Currently, advanced simulation models are able to capture the thermodynamics and dynamics of molecules on the nanoscale, while continuum models have been successful in describing material mechanics on the bulk scale. However, a bridge linking the nanoscale to the bulk properties is direly needed. Our group aims to develop multi-spatial/temporal scale methods that seek to link nanoscale properties to microscale mechanics, and microscale mechanics to macroscale phenomena.
Polymer materials are everywhere, they are found in the materials that construct the keyboard we type on to the biological building blocks of our body (DNA, cell membranes). Their properties depend on their chemical composition, topology, size, density and the surrounding matrix. Our group explores the properties of these wonderful molecules in solution.

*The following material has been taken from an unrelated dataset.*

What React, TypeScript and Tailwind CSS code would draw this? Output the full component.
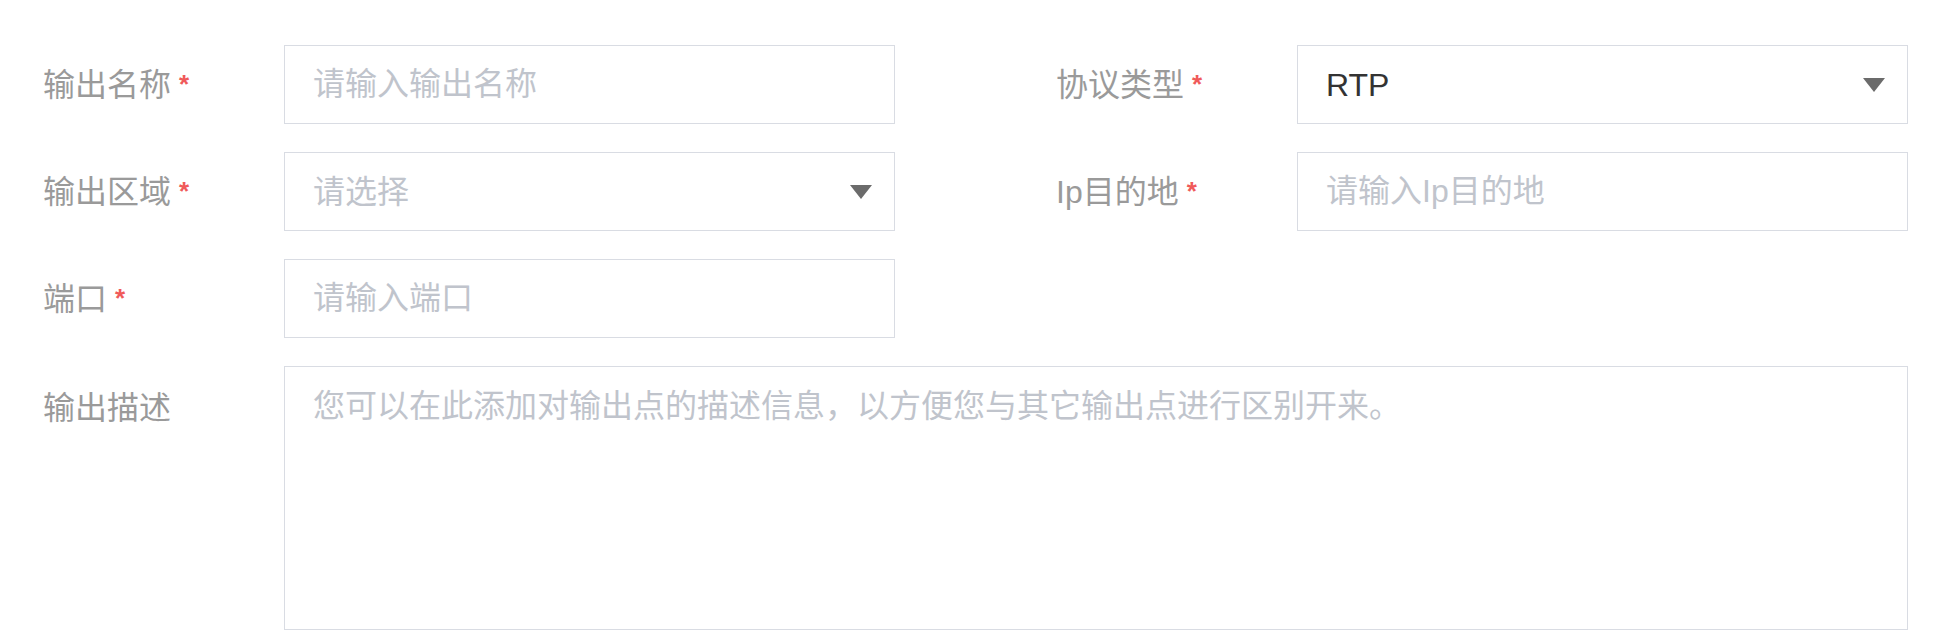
import React from "react";

const font = { fontFamily: '"Liberation Sans", "Noto Sans CJK SC", sans-serif' };

function Label({ text, required }: { text: string; required?: boolean }) {
  return (
    <div className="flex w-[241px] shrink-0 items-center text-[32px] leading-none text-[#9a9a9a]">
      <span>{text}</span>
      {required && (
        <span className="ml-[8px] mt-[-2px] text-[26px] font-bold leading-none text-[#f05a5a]">*</span>
      )}
    </div>
  );
}

function TextInput({ placeholder }: { placeholder: string }) {
  return (
    <input
      className="h-[79px] min-w-0 flex-1 border border-[#d9dce3] bg-white px-[28px] text-[32px] text-[#333] outline-none placeholder:text-[#c0c4cc]"
      placeholder={placeholder}
    />
  );
}

function Select({ value, placeholder }: { value?: string; placeholder: string }) {
  return (
    <div className="flex h-[79px] min-w-0 flex-1 items-center justify-between border border-[#d9dce3] bg-white pl-[28px] pr-[22px]">
      <span className={value ? "text-[32px] text-[#333333]" : "text-[32px] text-[#c0c4cc]"}>
        {value ?? placeholder}
      </span>
      <svg width="22" height="14" viewBox="0 0 22 14">
        <path d="M0 0 H22 L11 14 Z" fill="#6b6b6b" />
      </svg>
    </div>
  );
}

export default function App() {
  return (
    <div className="min-h-screen bg-white pl-[43px] pr-[44px] pt-[45px]" style={font}>
      <div className="grid grid-cols-2 gap-x-[161px] gap-y-[28px]">
        <div className="flex items-center">
          <Label text="输出名称" required />
          <TextInput placeholder="请输入输出名称" />
        </div>
        <div className="flex items-center">
          <Label text="协议类型" required />
          <Select value="RTP" placeholder="请选择" />
        </div>
        <div className="flex items-center">
          <Label text="输出区域" required />
          <Select placeholder="请选择" />
        </div>
        <div className="flex items-center">
          <Label text="Ip目的地" required />
          <TextInput placeholder="请输入Ip目的地" />
        </div>
        <div className="flex items-center">
          <Label text="端口" required />
          <TextInput placeholder="请输入端口" />
        </div>
        <div />
        <div className="col-span-2 flex items-start">
          <div className="flex w-[241px] shrink-0 pt-[26px] text-[32px] leading-none text-[#9a9a9a]">
            输出描述
          </div>
          <textarea
            className="h-[264px] flex-1 resize-none border border-[#d9dce3] bg-white px-[28px] py-[15px] text-[32px] leading-[1.5] text-[#333] outline-none placeholder:text-[#c0c4cc]"
            placeholder="您可以在此添加对输出点的描述信息，以方便您与其它输出点进行区别开来。"
          />
        </div>
      </div>
    </div>
  );
}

We are interested in the similarity between the dynamics of blood cells in flow and the dynamics of polymers in flow. It has been known for more than 100 years that blood is a complex, non-Newtonian fluid, with propoerties that depend on the concentration of blood cells. We develop novel methods to study the effects of particle deformation on flow properties.
Coarse-grained polymer models are coupled with the fluid dynamics equations are employed to investigate the complex behavior of DNA molecules in microfluidic flow and under electric fields. We found mechanisms for concentrating DNA molecules in flow, which could lead to non-Newtonian fluid rheology, as well as mechanisms for focusing and trapping DNA molecules using counter-rotating vortices.